Inspired by his father’s coming out at the age of 75, Mike Mills (Thumbsucker) writes and directs Beginners, a film that fuses paternal eulogy and death as a midlife crisis catalyst. Ewan McGregor (The Ghost Writer) plays Oliver, Mills’ cinematic alter ego, as he morns for his father’s death, unearthing his own latent existential issues. Beginners is a heartfelt film, with its real-life inspiration adding emotional resonance. Nonetheless, the film often finds itself treading familiar ground, preventing it from truly resonating.

Built on a series of flashbacks and cleverly edited montages, Beginners documents the aftermath of Hal’s death, five years after his coming out as a gay man. The flashback reveals an enthusiastic and vibrant senior who has decided to experiment and perform according to his sexuality, embracing the gay scene with its (stereotype-drawn) house music and pink feather boas. Hal’s death reveals Oliver’s own existential shortcomings as he retrospectively celebrates his father’s life. Months later, Oliver meets Anna, a French actress who struggles from displacement and hotel fatigue. Needless to say, Anna’s own crisis and father issues bind these two lost souls together.

Christopher Plummer (The Sound of Music, David Fincher’s upcoming The Girl with the Dragon Tattoo) in a supporting role is the standout, able to harness empathy as he slowly reveals a layered character on a journey of self-discovery. His absence lingers throughout the film, emphasizing Plummer’s charisma and highlighting the importance of Hal in Oliver’s existential catharsi

The film revolves around Oliver, reaffirming that Beginners is not a homosexual film nor does it pretend to be one – it’s a personal tribute to a father who just happened to be gay. That said, Hal’s homosexual curiosity for his newly embraced sexuality elevates poignant arcs that could have been better navigated and fleshed out, notably: Hal’s lamentation of the homosexual subculture’s ageism to his highly liberal open relationship with his young lover.

The film’s main emotional resonance stems from the father son relationship between Hal and Oliver, emphasizing Anna as the weakest link in Beginners. Despite doing her best with an underwritten role, Melanie Laurent’s (Inglorious Basterds) Anna comes off as a cursory character, only in the film to reestablish traditional gender expectations. Oliver and Anna’s relationship here draws from familiar romance cues: from their costume party meet-cute (Oliver dressed ironically as Freud) to Anna’s own father issues – it’s a relationship that seems more like an afterthought.

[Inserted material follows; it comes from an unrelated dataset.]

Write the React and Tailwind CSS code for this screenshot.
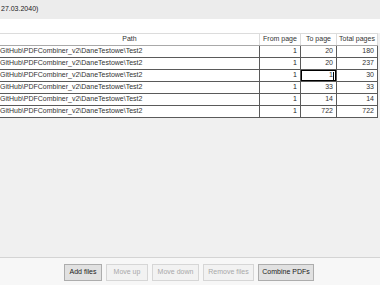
const rows = [
  { path: "GitHub\\PDFCombiner_v2\\DaneTestowe\\Test2", from: 1, to: 20, total: 180 },
  { path: "GitHub\\PDFCombiner_v2\\DaneTestowe\\Test2", from: 1, to: 20, total: 237 },
  { path: "GitHub\\PDFCombiner_v2\\DaneTestowe\\Test2", from: 1, to: 1, total: 30, editing: true },
  { path: "GitHub\\PDFCombiner_v2\\DaneTestowe\\Test2", from: 1, to: 33, total: 33 },
  { path: "GitHub\\PDFCombiner_v2\\DaneTestowe\\Test2", from: 1, to: 14, total: 14 },
  { path: "GitHub\\PDFCombiner_v2\\DaneTestowe\\Test2", from: 1, to: 722, total: 722 },
];

function Btn({ children, enabled, className }) {
  return (
    <button
      className={
        (enabled
          ? "h-[17px] border border-[#adadad] bg-[#e1e1e1] text-[#1a1a1a] "
          : "h-[17px] border border-[#d6d6d6] bg-[#f2f2f2] text-[#a8a8a8] ") + className
      }
    >
      {children}
    </button>
  );
}

export default function App() {
  return (
    <div
      className="w-[380px] h-[285px] overflow-hidden flex flex-col bg-[#f0f0f0] text-[7px] text-[#1a1a1a]"
      style={{ fontFamily: '"Liberation Sans", Arial, sans-serif' }}
    >
      {/* status band */}
      <div className="h-[19px] bg-[#ececec] flex items-center pl-[1px]">27.03.2040)</div>
      <div className="h-[14px] bg-white" />

      {/* grid */}
      <div className="flex-1 flex flex-col">
        <div className="flex h-[13px] w-[378px] bg-white border-t border-[#dcdcdc] border-b border-b-[#a9a9a9] text-[#333]">
          <div className="w-[260px] border-r border-[#dcdcdc] flex items-center justify-center">Path</div>
          <div className="w-[41px] border-r border-[#dcdcdc] flex items-center justify-center">From page</div>
          <div className="w-[36px] border-r border-[#dcdcdc] flex items-center justify-center">To page</div>
          <div className="w-[41px] border-r border-[#dcdcdc] flex items-center justify-center">Total pages</div>
        </div>
        {rows.map((r, i) => (
          <div key={i} className="flex h-[12px] w-[378px] bg-white border-b border-[#5a5a5a] text-[#333]">
            <div className="w-[260px] border-r border-[#5a5a5a] flex items-center whitespace-nowrap overflow-hidden">
              {r.path}
            </div>
            <div className="w-[41px] border-r border-[#5a5a5a] flex items-center justify-end pr-[3px] text-[#1a1a1a]">{r.from}</div>
            {r.editing ? (
              <div className="w-[36px] border-r border-[#5a5a5a] flex items-center justify-end pr-[2px] shadow-[inset_0_0_0_1px_#000]">
                <span>{r.to}</span>
                <span className="w-px h-[8px] bg-black" />
              </div>
            ) : (
              <div className="w-[36px] border-r border-[#5a5a5a] flex items-center justify-end pr-[3px]">{r.to}</div>
            )}
            <div className="w-[41px] border-r border-[#5a5a5a] flex items-center justify-end pr-[3px]">{r.total}</div>
          </div>
        ))}
      </div>

      {/* buttons */}
      <div className="h-[28px] border-t border-[#d4d4d4] bg-[#f7f7f7] flex items-start pt-[6px] pl-[64px] gap-[4px]">
        <Btn enabled className="w-[38px]">Add files</Btn>
        <Btn className="w-[42px]">Move up</Btn>
        <Btn className="w-[47px]">Move down</Btn>
        <Btn className="w-[51px]">Remove files</Btn>
        <Btn enabled className="w-[56px]">Combine PDFs</Btn>
      </div>
    </div>
  );
}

If the film were from Hal’s perspective, Beginners would have been a very different film. It would have courted issues stemming from a heterosexual director, but nevertheless, it could have been a curious in-depth foray into the homosexual senior experience. But of course, this film is not that. Beginners is a very personal film, whose subjectivity prevented it from exploring other avenues of storytelling. As it is, it’s an earnest and respectable eulogy. But if looked at from an objective lens, it could have been a better film if Hal was more to the fore.